▶ SUPPLIED RECORDS
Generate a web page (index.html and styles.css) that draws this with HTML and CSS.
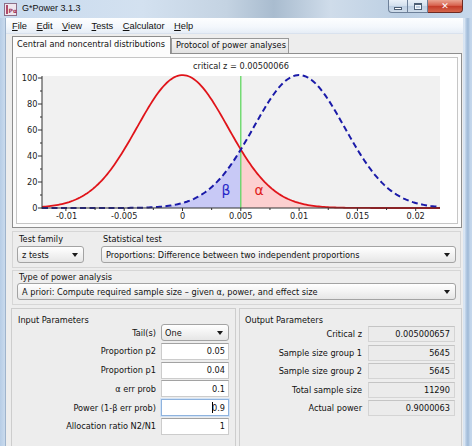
...
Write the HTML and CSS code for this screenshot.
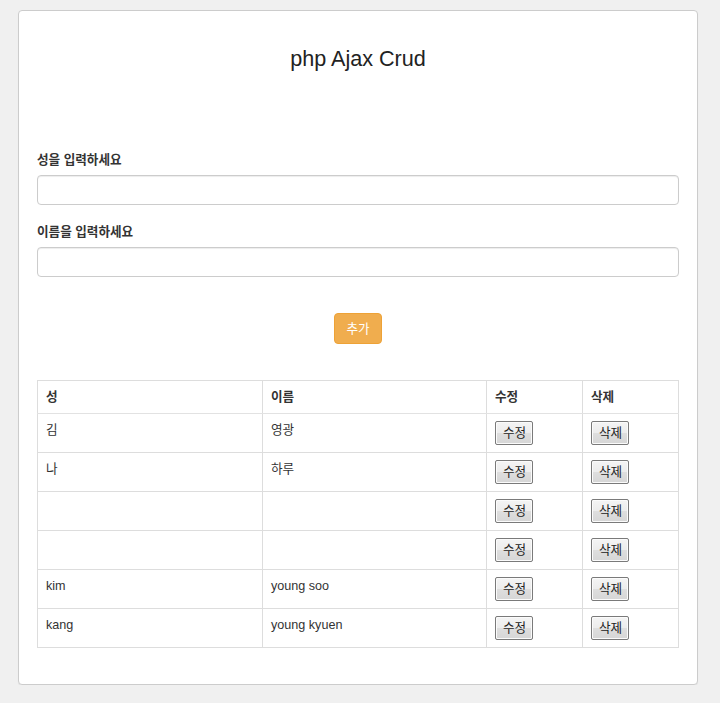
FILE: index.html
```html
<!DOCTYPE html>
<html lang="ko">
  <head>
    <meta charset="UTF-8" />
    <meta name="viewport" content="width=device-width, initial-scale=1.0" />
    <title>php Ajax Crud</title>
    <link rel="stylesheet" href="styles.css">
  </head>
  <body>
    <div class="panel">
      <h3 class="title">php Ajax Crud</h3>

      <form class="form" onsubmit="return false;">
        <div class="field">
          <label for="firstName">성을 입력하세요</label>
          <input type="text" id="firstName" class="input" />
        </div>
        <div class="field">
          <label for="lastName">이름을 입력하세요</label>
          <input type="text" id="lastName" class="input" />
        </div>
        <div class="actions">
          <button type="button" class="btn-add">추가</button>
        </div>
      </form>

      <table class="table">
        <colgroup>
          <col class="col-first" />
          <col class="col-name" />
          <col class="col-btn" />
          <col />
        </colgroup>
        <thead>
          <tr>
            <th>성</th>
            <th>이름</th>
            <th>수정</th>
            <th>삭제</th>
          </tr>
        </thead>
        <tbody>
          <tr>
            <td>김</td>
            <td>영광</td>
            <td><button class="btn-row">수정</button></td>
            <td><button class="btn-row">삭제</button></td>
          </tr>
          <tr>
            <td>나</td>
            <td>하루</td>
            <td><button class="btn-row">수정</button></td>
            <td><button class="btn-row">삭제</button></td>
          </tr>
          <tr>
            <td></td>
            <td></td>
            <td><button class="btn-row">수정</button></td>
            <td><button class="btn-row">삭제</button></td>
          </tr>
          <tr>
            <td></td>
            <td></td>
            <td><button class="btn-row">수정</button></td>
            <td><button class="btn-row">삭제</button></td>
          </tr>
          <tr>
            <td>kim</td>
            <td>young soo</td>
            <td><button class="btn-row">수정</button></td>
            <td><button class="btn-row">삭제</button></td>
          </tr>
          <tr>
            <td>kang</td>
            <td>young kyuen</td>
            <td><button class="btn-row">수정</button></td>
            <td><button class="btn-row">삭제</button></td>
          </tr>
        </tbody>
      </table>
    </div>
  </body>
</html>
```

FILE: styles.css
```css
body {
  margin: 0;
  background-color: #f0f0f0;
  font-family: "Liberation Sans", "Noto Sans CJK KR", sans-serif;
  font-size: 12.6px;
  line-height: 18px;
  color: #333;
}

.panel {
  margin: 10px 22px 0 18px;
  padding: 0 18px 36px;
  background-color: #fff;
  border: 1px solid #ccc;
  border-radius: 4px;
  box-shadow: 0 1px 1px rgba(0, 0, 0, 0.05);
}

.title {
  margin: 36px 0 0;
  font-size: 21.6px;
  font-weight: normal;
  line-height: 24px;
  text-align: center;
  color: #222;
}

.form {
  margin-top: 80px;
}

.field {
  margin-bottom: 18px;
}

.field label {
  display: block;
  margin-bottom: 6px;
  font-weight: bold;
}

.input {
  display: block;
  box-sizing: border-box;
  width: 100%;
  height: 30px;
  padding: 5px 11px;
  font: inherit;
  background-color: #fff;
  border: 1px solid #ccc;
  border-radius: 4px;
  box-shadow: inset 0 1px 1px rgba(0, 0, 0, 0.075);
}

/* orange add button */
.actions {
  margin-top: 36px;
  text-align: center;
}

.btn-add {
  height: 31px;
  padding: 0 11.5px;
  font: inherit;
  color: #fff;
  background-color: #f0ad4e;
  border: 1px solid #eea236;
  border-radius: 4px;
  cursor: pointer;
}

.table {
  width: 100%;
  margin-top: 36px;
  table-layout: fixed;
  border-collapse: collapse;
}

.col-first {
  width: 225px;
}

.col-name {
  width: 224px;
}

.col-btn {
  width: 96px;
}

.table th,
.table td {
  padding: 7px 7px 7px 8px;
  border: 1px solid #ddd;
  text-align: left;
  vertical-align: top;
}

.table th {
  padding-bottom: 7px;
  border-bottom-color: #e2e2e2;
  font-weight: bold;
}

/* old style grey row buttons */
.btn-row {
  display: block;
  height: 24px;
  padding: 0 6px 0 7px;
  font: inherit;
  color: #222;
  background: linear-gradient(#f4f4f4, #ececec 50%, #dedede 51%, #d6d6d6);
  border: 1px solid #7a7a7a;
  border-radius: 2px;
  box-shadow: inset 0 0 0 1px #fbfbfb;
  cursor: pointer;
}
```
* * *
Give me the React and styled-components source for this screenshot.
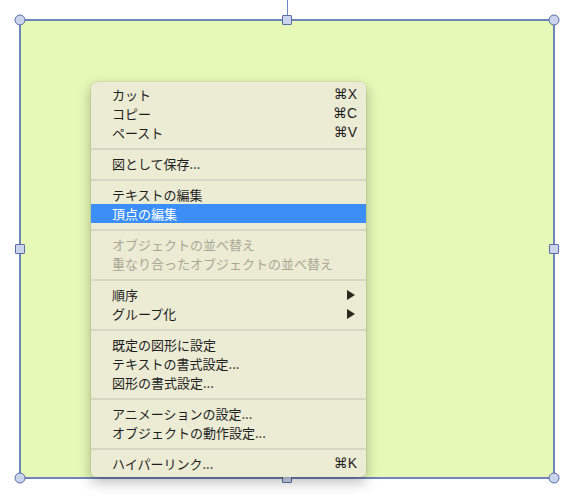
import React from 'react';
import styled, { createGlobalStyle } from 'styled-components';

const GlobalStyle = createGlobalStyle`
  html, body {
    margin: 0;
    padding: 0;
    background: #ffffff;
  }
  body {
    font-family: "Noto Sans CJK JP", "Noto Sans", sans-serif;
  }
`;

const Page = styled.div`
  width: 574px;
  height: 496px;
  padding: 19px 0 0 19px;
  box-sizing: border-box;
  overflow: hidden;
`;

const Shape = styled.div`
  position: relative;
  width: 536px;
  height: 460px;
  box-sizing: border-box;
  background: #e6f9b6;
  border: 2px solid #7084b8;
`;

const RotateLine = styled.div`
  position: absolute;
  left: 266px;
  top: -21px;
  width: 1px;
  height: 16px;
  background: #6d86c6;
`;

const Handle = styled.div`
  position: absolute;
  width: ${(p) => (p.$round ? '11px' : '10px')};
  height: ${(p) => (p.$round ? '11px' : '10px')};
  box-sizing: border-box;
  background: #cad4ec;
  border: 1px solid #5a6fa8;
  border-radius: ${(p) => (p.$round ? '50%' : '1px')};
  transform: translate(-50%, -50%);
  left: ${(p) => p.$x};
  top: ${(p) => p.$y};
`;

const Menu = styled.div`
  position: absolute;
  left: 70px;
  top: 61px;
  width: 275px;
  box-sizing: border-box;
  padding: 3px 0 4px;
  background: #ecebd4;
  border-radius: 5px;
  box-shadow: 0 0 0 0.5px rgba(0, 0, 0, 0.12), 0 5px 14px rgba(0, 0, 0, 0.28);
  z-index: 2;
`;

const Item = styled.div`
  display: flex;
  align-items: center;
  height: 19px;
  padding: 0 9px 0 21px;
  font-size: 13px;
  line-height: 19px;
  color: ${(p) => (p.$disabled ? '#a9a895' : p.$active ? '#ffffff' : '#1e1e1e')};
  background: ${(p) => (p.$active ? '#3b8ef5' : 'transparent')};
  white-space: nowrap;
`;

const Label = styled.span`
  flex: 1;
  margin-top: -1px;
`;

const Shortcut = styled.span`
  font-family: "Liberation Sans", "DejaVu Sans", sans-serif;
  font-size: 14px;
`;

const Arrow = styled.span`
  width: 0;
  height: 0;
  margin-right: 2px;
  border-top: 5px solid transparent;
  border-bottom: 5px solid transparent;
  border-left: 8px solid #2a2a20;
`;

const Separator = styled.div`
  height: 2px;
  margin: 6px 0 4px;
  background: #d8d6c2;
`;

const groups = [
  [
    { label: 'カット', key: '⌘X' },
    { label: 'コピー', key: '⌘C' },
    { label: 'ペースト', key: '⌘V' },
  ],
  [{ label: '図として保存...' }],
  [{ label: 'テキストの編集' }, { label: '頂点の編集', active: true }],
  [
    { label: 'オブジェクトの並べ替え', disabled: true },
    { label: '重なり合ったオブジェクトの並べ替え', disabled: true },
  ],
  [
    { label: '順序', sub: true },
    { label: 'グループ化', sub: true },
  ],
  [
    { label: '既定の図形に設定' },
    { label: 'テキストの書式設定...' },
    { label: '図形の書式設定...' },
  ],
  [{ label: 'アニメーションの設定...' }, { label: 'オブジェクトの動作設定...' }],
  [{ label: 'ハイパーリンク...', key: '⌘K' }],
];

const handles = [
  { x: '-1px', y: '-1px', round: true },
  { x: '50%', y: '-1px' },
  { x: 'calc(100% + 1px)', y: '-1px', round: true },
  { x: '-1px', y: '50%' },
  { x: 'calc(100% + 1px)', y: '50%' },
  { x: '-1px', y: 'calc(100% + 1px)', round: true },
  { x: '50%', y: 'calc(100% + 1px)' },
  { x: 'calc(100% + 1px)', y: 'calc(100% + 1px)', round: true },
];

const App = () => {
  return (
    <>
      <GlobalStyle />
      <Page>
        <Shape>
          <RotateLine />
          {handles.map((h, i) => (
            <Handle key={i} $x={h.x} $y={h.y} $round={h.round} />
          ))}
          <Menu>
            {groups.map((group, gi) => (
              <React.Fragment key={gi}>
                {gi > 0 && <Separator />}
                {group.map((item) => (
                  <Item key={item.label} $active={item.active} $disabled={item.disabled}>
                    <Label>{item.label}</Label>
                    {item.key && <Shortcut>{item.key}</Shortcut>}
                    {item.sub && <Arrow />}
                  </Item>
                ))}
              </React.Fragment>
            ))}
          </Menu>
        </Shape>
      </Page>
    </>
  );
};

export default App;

▶ THE EXERCISE
Copy every line of the entries above in which "components" occurs.

▶ SOLUTION TO THE PROBLEM
Give me the React and styled-components source for this screenshot.
import styled, { createGlobalStyle } from 'styled-components';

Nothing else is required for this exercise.